Identify the lines that contain the string "components", then copy each of them.

(Rows from a dataset of pages and code)
▼
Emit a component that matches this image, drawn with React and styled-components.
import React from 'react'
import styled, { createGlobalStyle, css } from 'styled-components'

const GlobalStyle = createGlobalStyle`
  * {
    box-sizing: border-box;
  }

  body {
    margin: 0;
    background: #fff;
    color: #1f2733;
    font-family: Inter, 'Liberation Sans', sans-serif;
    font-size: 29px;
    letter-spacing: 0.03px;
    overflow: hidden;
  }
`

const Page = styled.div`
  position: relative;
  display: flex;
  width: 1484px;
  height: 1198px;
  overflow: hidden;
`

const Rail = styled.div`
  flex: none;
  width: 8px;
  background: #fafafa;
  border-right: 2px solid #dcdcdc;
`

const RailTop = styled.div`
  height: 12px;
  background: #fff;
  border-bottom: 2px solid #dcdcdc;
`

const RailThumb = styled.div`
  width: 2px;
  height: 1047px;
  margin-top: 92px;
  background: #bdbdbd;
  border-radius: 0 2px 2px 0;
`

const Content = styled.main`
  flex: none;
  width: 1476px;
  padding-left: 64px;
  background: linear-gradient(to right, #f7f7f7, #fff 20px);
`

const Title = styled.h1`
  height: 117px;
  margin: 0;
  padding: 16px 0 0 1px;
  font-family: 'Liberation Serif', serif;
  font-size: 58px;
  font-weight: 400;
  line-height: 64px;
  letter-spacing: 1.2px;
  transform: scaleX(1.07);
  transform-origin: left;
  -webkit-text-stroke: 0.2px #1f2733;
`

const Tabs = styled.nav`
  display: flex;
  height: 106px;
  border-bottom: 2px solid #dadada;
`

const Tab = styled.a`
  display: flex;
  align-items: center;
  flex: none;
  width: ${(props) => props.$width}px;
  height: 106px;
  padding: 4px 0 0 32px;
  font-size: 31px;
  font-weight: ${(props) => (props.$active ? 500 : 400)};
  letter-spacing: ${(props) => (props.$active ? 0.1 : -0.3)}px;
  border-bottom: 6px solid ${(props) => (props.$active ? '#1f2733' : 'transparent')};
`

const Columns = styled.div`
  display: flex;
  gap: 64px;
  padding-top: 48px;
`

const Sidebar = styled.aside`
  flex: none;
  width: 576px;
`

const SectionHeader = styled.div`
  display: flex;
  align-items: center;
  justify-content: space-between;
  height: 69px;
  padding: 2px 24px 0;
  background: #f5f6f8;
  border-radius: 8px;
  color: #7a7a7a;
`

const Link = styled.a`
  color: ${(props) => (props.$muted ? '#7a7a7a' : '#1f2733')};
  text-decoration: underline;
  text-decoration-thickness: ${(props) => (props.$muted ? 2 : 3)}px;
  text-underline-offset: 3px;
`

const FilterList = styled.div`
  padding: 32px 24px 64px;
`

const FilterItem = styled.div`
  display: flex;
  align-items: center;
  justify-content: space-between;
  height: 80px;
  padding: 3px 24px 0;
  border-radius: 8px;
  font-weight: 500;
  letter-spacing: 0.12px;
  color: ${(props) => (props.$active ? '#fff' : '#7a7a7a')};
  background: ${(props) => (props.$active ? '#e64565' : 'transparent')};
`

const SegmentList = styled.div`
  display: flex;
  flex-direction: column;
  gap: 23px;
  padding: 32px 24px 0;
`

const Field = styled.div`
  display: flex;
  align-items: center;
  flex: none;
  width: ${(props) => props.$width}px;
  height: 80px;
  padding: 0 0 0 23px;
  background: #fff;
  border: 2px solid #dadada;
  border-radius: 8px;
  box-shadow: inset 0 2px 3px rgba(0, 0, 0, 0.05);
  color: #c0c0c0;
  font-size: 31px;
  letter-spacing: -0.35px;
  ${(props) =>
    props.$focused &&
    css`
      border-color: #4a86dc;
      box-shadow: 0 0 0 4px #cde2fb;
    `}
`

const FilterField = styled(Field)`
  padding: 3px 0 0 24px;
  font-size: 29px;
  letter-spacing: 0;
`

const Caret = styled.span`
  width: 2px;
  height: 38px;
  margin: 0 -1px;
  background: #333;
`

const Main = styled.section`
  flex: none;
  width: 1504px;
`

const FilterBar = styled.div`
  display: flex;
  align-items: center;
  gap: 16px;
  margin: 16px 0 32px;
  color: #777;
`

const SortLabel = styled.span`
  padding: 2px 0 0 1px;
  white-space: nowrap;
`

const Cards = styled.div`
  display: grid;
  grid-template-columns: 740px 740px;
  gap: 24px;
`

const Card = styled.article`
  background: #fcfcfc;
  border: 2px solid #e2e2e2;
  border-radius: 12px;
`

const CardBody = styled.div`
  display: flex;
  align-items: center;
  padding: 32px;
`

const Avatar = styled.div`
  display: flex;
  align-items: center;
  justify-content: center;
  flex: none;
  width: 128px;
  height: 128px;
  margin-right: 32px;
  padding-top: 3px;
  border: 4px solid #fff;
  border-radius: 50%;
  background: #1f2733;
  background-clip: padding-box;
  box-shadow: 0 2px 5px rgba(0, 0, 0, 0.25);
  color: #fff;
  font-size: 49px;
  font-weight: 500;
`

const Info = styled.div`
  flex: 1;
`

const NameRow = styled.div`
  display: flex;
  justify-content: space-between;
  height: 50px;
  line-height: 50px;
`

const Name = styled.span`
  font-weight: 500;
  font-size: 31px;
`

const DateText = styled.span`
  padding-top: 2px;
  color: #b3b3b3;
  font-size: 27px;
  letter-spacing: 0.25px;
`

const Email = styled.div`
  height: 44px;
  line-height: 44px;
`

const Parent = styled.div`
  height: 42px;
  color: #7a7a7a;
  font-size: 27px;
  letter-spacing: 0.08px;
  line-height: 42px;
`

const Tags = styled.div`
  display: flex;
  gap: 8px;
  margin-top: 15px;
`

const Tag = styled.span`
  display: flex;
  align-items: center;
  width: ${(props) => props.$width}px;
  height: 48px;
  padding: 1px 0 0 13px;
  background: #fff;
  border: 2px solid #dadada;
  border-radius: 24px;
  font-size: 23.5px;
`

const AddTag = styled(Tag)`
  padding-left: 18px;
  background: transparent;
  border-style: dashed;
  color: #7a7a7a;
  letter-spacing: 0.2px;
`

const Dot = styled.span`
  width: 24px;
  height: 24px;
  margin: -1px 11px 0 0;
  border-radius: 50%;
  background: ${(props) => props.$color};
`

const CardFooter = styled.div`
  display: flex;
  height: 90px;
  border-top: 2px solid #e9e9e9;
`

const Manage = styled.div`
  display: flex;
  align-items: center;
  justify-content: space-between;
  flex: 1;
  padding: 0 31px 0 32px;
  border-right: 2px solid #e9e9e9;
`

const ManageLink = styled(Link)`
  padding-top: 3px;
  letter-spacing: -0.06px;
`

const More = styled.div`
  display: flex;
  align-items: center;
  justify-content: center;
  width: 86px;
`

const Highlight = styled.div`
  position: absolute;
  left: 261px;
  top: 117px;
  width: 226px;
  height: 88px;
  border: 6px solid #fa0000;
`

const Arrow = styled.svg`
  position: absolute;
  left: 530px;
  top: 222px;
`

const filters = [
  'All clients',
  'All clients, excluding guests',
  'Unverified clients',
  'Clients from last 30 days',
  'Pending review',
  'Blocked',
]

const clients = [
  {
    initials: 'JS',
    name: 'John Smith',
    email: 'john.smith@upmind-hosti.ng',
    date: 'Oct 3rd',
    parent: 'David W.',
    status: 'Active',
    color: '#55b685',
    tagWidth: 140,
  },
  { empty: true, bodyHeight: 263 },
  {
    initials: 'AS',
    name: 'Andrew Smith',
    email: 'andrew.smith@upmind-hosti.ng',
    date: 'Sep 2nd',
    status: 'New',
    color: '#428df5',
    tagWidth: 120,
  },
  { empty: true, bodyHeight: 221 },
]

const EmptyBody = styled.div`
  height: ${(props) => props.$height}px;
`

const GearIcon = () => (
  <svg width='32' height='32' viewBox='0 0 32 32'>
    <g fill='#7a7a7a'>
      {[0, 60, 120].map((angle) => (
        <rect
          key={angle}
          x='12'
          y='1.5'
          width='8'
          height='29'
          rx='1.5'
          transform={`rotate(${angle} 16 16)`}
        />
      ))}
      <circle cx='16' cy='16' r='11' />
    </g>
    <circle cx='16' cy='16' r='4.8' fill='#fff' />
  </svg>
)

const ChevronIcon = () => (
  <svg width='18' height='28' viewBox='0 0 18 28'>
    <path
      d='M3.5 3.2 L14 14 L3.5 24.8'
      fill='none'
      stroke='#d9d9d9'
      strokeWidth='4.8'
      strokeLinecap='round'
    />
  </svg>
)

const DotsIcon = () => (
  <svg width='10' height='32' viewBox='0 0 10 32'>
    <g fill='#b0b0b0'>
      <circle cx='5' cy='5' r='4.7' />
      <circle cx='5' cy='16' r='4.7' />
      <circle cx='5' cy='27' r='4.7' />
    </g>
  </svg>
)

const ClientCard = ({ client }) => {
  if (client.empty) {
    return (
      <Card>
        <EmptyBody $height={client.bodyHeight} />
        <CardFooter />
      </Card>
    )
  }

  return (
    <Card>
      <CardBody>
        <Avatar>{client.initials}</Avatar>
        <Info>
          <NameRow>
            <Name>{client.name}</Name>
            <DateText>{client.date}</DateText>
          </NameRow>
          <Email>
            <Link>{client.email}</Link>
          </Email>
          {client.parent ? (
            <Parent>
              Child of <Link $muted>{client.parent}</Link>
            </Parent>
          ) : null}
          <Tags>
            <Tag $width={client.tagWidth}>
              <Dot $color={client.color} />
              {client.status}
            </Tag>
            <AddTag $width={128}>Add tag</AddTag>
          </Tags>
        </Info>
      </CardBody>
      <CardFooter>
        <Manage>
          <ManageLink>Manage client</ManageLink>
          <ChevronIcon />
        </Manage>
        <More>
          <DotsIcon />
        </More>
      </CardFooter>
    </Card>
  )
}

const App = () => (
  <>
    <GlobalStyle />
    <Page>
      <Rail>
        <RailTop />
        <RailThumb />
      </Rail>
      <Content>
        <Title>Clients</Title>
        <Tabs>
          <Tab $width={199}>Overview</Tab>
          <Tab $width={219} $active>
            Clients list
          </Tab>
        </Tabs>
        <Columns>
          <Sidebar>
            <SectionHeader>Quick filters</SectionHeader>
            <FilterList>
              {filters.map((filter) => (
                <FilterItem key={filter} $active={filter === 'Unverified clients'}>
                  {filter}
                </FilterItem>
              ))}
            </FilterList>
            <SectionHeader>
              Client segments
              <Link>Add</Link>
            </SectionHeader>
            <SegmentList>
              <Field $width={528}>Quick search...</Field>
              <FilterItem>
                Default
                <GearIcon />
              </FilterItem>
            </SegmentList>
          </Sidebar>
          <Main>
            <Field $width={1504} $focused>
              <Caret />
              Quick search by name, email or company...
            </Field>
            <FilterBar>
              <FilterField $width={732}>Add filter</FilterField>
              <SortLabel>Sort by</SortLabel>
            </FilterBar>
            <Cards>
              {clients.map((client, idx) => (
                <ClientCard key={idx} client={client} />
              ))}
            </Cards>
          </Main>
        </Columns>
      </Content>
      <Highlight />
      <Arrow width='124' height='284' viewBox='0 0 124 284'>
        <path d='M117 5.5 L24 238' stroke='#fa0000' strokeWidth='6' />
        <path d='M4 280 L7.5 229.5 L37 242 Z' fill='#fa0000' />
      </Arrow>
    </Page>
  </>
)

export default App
▲
▼
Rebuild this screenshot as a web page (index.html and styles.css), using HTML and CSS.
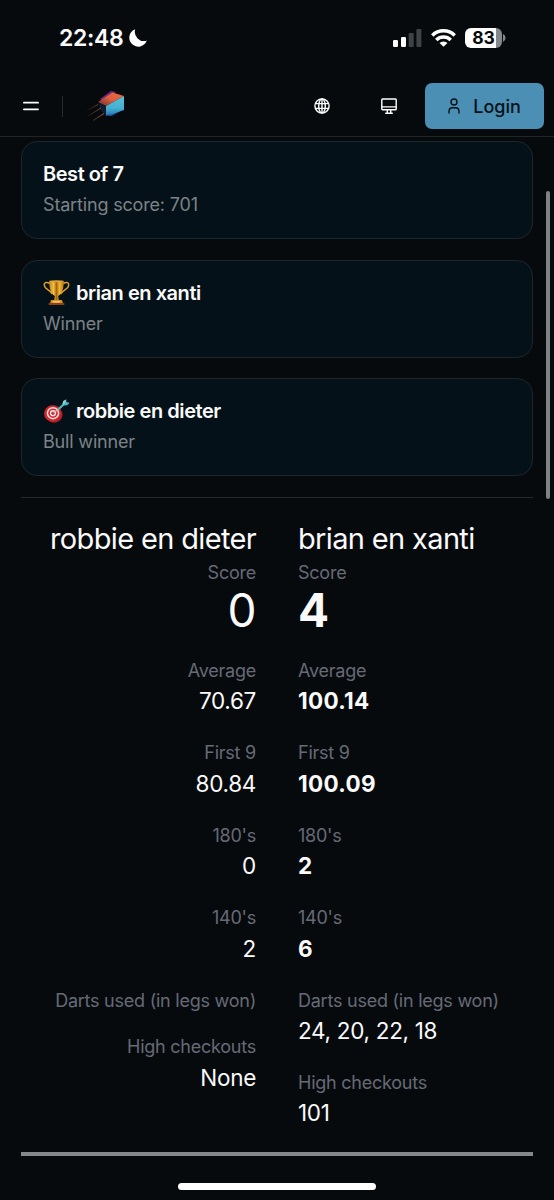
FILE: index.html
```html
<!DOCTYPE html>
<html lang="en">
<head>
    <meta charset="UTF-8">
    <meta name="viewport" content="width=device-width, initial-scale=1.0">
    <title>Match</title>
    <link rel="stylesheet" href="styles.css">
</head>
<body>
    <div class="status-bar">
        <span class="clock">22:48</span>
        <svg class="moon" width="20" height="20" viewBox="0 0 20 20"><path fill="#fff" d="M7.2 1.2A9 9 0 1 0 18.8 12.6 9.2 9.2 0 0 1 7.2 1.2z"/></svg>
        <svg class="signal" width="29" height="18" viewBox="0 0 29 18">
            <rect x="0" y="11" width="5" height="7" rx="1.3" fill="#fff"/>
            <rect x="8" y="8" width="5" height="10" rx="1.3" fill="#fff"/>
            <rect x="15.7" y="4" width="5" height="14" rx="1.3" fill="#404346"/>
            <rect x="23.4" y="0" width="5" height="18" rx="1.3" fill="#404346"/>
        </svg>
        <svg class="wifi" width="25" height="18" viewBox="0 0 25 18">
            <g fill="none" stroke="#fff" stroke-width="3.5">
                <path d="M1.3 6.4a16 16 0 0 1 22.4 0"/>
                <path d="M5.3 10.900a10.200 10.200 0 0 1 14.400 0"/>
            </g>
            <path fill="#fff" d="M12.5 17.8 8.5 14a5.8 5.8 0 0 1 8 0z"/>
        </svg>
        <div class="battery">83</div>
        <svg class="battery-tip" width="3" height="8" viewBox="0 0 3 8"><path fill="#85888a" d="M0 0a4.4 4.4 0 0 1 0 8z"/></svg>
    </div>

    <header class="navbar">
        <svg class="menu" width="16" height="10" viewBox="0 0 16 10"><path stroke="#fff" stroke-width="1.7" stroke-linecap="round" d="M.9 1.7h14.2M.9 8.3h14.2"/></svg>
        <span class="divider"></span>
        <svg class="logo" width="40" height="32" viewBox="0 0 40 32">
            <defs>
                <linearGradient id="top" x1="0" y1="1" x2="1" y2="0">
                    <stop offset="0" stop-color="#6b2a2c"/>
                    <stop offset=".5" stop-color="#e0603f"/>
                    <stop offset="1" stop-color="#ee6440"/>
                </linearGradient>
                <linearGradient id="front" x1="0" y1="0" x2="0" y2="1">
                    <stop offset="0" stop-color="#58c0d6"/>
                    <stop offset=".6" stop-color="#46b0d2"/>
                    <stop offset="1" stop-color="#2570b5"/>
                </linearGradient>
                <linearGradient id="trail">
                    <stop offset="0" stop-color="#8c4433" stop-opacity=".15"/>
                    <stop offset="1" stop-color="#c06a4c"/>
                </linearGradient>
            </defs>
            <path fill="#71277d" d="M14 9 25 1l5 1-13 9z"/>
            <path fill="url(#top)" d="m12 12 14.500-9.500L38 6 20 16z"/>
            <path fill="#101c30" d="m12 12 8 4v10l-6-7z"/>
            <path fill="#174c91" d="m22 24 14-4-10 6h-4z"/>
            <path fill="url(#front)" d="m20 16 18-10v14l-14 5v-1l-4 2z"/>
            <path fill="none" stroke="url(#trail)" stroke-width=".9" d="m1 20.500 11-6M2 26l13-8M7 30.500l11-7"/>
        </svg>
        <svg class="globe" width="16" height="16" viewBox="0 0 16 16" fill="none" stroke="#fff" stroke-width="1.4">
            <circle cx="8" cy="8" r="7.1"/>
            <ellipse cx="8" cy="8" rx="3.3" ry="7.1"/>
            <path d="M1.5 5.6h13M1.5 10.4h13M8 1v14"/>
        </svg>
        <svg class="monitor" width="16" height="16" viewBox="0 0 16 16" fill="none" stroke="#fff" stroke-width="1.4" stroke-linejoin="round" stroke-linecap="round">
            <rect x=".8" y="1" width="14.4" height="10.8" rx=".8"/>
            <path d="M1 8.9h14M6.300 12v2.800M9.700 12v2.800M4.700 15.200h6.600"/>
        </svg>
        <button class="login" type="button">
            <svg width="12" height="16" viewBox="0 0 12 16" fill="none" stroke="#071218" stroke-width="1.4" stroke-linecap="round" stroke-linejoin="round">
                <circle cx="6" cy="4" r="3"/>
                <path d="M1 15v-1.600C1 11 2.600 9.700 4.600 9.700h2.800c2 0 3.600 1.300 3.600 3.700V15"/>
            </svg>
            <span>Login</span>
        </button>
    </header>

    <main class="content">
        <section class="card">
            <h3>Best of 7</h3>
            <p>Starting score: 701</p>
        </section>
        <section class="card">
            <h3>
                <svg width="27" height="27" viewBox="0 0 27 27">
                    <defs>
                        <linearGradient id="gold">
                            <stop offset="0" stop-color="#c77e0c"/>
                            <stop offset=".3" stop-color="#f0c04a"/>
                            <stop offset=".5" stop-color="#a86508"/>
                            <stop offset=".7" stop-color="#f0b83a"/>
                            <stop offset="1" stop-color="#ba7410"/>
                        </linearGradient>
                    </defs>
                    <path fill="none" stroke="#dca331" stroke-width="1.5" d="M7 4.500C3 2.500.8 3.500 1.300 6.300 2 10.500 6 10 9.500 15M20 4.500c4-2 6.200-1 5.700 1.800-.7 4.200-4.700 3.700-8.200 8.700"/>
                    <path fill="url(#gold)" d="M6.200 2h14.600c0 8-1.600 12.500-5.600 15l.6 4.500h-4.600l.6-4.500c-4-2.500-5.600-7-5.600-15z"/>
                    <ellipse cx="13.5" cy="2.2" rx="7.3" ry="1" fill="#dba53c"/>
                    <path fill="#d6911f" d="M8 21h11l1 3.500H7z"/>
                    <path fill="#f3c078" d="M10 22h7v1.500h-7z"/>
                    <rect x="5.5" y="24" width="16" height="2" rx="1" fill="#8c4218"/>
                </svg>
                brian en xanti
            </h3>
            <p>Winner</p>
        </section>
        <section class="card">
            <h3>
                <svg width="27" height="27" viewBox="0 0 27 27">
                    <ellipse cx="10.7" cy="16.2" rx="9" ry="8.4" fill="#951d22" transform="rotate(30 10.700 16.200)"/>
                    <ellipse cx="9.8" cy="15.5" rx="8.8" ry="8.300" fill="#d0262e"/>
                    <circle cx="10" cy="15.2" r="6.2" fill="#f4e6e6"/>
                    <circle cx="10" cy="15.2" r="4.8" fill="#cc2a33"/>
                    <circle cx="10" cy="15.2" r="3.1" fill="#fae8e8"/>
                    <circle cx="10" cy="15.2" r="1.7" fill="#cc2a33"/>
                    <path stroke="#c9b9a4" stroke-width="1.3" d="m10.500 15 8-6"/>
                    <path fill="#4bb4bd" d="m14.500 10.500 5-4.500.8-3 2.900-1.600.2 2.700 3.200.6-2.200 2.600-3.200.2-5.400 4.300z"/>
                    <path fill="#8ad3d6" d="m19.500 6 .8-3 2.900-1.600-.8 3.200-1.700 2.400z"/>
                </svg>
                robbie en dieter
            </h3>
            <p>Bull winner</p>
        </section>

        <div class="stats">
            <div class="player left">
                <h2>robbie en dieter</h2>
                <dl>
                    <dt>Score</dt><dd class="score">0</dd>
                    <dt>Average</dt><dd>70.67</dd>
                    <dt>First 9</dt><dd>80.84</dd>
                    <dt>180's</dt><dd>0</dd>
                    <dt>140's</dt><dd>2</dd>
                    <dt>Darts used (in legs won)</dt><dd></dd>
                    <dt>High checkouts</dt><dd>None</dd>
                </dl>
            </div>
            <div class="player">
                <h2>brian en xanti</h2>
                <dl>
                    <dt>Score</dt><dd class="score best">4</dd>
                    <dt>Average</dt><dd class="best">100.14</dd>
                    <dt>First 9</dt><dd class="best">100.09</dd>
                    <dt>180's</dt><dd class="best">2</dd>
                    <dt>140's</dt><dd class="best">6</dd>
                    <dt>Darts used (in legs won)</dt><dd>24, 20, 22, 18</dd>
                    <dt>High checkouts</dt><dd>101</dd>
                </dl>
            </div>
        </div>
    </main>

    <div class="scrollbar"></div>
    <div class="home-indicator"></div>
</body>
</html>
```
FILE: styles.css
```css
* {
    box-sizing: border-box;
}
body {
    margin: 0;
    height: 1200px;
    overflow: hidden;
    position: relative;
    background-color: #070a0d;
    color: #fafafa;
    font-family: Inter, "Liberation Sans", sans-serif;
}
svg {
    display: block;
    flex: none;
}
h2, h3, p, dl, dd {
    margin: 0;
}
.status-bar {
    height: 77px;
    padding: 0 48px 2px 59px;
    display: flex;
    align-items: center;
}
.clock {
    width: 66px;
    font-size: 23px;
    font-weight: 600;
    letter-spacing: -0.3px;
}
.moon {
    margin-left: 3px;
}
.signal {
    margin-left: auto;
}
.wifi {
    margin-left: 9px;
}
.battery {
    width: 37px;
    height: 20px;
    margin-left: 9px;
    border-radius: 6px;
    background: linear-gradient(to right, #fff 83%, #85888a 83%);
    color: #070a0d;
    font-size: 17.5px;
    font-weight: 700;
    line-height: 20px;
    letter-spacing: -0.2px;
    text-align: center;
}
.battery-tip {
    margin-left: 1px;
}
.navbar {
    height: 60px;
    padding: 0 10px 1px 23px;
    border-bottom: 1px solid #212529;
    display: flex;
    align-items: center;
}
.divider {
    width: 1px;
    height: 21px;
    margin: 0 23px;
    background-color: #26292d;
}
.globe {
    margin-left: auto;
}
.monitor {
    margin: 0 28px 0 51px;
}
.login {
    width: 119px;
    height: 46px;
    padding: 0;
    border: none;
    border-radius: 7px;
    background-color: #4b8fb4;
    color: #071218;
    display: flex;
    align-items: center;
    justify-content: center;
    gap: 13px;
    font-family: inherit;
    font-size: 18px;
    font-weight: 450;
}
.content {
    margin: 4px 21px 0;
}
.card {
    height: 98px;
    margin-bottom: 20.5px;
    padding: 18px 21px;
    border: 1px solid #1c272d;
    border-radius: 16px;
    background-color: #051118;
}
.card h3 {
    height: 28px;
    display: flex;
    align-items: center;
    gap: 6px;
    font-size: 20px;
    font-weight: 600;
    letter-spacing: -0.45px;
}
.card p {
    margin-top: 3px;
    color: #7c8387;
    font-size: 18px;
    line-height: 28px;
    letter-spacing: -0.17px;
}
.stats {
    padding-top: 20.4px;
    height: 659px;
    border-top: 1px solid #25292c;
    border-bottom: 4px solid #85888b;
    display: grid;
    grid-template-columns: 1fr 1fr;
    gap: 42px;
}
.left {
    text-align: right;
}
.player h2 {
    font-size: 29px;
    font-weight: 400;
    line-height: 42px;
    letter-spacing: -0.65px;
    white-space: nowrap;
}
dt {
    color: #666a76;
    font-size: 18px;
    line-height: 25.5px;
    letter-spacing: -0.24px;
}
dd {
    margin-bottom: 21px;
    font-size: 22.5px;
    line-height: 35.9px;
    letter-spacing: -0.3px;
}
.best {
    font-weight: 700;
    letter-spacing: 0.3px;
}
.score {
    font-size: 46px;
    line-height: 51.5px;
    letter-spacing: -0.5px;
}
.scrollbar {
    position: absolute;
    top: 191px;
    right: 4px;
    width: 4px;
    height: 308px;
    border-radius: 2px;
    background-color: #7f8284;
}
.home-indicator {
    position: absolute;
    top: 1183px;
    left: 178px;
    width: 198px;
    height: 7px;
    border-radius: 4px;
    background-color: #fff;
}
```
▲
• PROBLEM SOLUTION
Emit a component that matches this image, drawn with React and styled-components.
import styled, { createGlobalStyle, css } from 'styled-components'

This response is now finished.